Stored data:
--------------------------------------------------

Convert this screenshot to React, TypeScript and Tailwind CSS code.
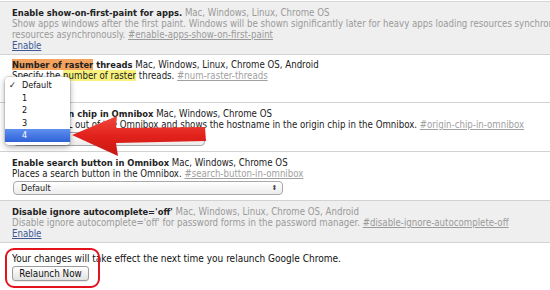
import React from 'react';

const font = { fontFamily: "'DejaVu Sans Condensed', 'Open Sans', sans-serif" };

function Select({ width }: { width: string }) {
  return (
    <div
      className={`mt-[2px] ml-[1px] flex h-[14px] items-center justify-between rounded-[4px] border border-[#a8a8a8] bg-gradient-to-b from-white to-[#ececec] pl-[7px] pr-[5px] text-[9px] text-[#222] ${width}`}
    >
      <span>Default</span>
      <span className="text-[7px] leading-none text-[#444]">⬍</span>
    </div>
  );
}

export default function App() {
  return (
    <div className="relative h-[290px] w-[550px] overflow-hidden bg-white text-[9.6px] leading-[11px] text-[#222]" style={font}>
      <div className="h-[2px] border-b border-[#d6d6d6]" />

      {/* show-on-first-paint (disabled row) */}
      <div className="border-b border-[#d2d2d2] bg-[#efefef] pb-[3px] pl-[12px] pt-[5px] text-[#9a9a9a]">
        <div className="whitespace-nowrap">
          <b className="text-[9.3px] text-[#222]">Enable show-on-first-paint for apps.</b> Mac, Windows, Linux, Chrome OS
        </div>
        <div className="whitespace-nowrap">
          Show apps windows after the first paint. Windows will be shown significantly later for heavy apps loading resources synchronous
        </div>
        <div className="whitespace-nowrap">
          resources asynchronously. <span className="underline">#enable-apps-show-on-first-paint</span>
        </div>
        <div className="text-[#3d5a96] underline">Enable</div>
      </div>

      {/* raster threads */}
      <div className="border-b border-[#d2d2d2] pb-[5px] pl-[12px] pt-[4px]">
        <div className="whitespace-nowrap">
          <b className="text-[9.3px]"><span className="bg-[#f4a35e]">Number of raster</span> threads</b> Mac, Windows, Linux, Chrome OS, Android
        </div>
        <div className="whitespace-nowrap">
          Specify the <span className="bg-[#f8f27c]">number of raster</span> threads.{' '}
          <span className="text-[#a0a0a0] underline">#num-raster-threads</span>
        </div>
        <div className="h-[16px]" />
      </div>

      {/* origin chip */}
      <div className="border-b border-[#d2d2d2] pb-[5px] pl-[12px] pt-[5px]">
        <div className="whitespace-nowrap">
          <b className="text-[9.3px]">Enable origin chip in Omnibox</b> Mac, Windows, Chrome OS
        </div>
        <div className="whitespace-nowrap">
          Takes the URL out of the Omnibox and shows the hostname in the origin chip in the Omnibox.{' '}
          <span className="text-[#a0a0a0] underline">#origin-chip-in-omnibox</span>
        </div>
        <Select width="w-[192px]" />
      </div>

      {/* search button */}
      <div className="border-b border-[#d2d2d2] pb-[5px] pl-[12px] pt-[5px]">
        <div className="whitespace-nowrap">
          <b className="text-[9.3px]">Enable search button in Omnibox</b> Mac, Windows, Chrome OS
        </div>
        <div className="whitespace-nowrap">
          Places a search button in the Omnibox.{' '}
          <span className="text-[#a0a0a0] underline">#search-button-in-omnibox</span>
        </div>
        <Select width="w-[270px]" />
      </div>

      {/* ignore autocomplete (disabled row) */}
      <div className="border-b border-[#d2d2d2] bg-[#efefef] pb-[3px] pl-[12px] pt-[5px] text-[#9a9a9a]">
        <div className="whitespace-nowrap">
          <b className="text-[9.3px] text-[#222]">Disable ignore autocomplete='off'</b> Mac, Windows, Linux, Chrome OS, Android
        </div>
        <div className="whitespace-nowrap">
          Disable ignore autocomplete='off' for password forms in the password manager.{' '}
          <span className="underline">#disable-ignore-autocomplete-off</span>
        </div>
        <div className="text-[#3d5a96] underline">Enable</div>
      </div>

      {/* relaunch */}
      <div className="pl-[12px] pt-[10px]">
        <div className="whitespace-nowrap text-[10px] leading-[12px] text-[#111]">
          Your changes will take effect the next time you relaunch Google Chrome.
        </div>
        <button className="mt-[1px] h-[15px] w-[77px] rounded-[3px] border border-[#9c9c9c] bg-gradient-to-b from-white to-[#e2e2e2] text-[9.8px] leading-none text-[#111] shadow-[0_1px_0_rgba(0,0,0,0.08)]">
          Relaunch Now
        </button>
      </div>

      {/* popup menu */}
      <div className="absolute left-[5px] top-[77px] w-[65px] rounded-[4px] bg-white pb-[3px] pt-[2px] text-[9px] leading-[12.5px] text-[#111] shadow-[0_2px_6px_rgba(0,0,0,0.35)] ring-1 ring-black/10">
        <div className="flex">
          <span className="w-[17px] pl-[4px]">✓</span>
          <span>Default</span>
        </div>
        <div className="pl-[17px]">1</div>
        <div className="pl-[17px]">2</div>
        <div className="pl-[17px]">3</div>
        <div className="bg-gradient-to-b from-[#5f8ff0] to-[#2f63d6] pl-[17px] text-white">4</div>
      </div>

      {/* red arrow */}
      <svg className="absolute left-0 top-0" width="550" height="290" viewBox="0 0 550 290">
        <defs>
          <linearGradient id="ar" x1="0" y1="0" x2="0" y2="1">
            <stop offset="0" stopColor="#f04a3e" />
            <stop offset="0.5" stopColor="#e2211b" />
            <stop offset="1" stopColor="#c81812" />
          </linearGradient>
        </defs>
        <polygon
          points="72,135 117,116 116,128 205,127 206,141 116,143 118,156"
          fill="url(#ar)"
        />
      </svg>

      {/* red highlight box */}
      <div className="absolute left-[5px] top-[248px] h-[40px] w-[95px] rounded-[9px] border-[2.5px] border-[#e3121c]" />
    </div>
  );
}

--------------------------------------------------

Problem: Up to and including the line with "Sans Condensed', 'Open", copy the data above from its first line. Skip pictures.

The answer:
Convert this screenshot to React, TypeScript and Tailwind CSS code.
import React from 'react';

const font = { fontFamily: "'DejaVu Sans Condensed', 'Open Sans', sans-serif" };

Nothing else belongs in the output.